Heller uses paradox and bleak humour to provoke readers into thinking about their own circumstances. The book contains many examples of absurdist humour. In his vision, contemporary society forces us to make bad choices and to thwart other people, simply by following the arbitrary rules laid down by whichever bureaucracy we serve. To be free, a rebel like Yossarian must use the most convoluted strategies, turning logic and common sense on their heads. He fights unreason with more of the same. In this way, he combats his true enemies: the US Air Force's various functionaries, not the Germans who shoot at his aircraft.
Catch 22 took Heller ten years to write and it is his masterwork, containing many subtle references to other great literary works. This may seem presumptuous for a first-time novelist - which Heller was when he wrote Catch 22 - but the quality of his prose and the powerful expression of universal twentieth century dilemmas make this a work that stands in the top rank of literary achievements.

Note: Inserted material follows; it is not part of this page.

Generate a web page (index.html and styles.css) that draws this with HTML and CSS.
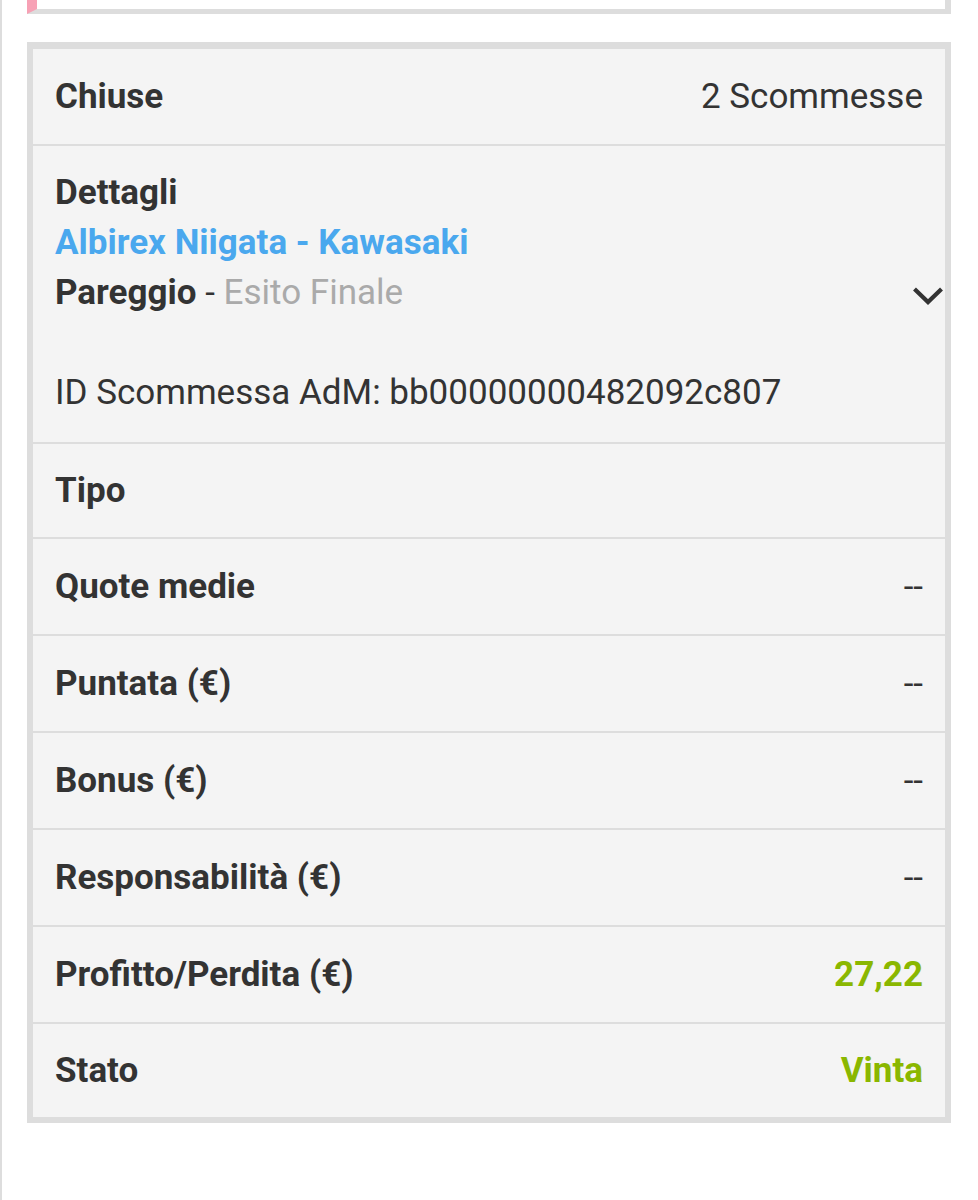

the best book I've ever read September 24, 2008 1 out of 1 found this review helpful
Catch 22 is the best book I've ever read. This may seem to be a trite statement but of all the brilliant books I've come across, this one always rises to the top. It's humour is clever, persistent and cruel in places but that's life and you have to look on the funny side. It's absurdity is something you can relate to and the characters are wonderfully 3D. It's not a war book, though this is all it's about, instead it's a book which gives you hope because the anti hero triumphs. I love the journey through the time slot where every chapter is seen through another character in the story's eyes. So even people you despise at least you understand and can put them in context. It's a book to unfrustrate you, make you laugh, understand yourself a bit better and take you through any time of your life. It's a book you can taste and smell too. I read it first about 35 years ago and it still has an absolutely magical quality about it. Heller put everything into this book, don't bother with any of his other stuff. This is pure genius.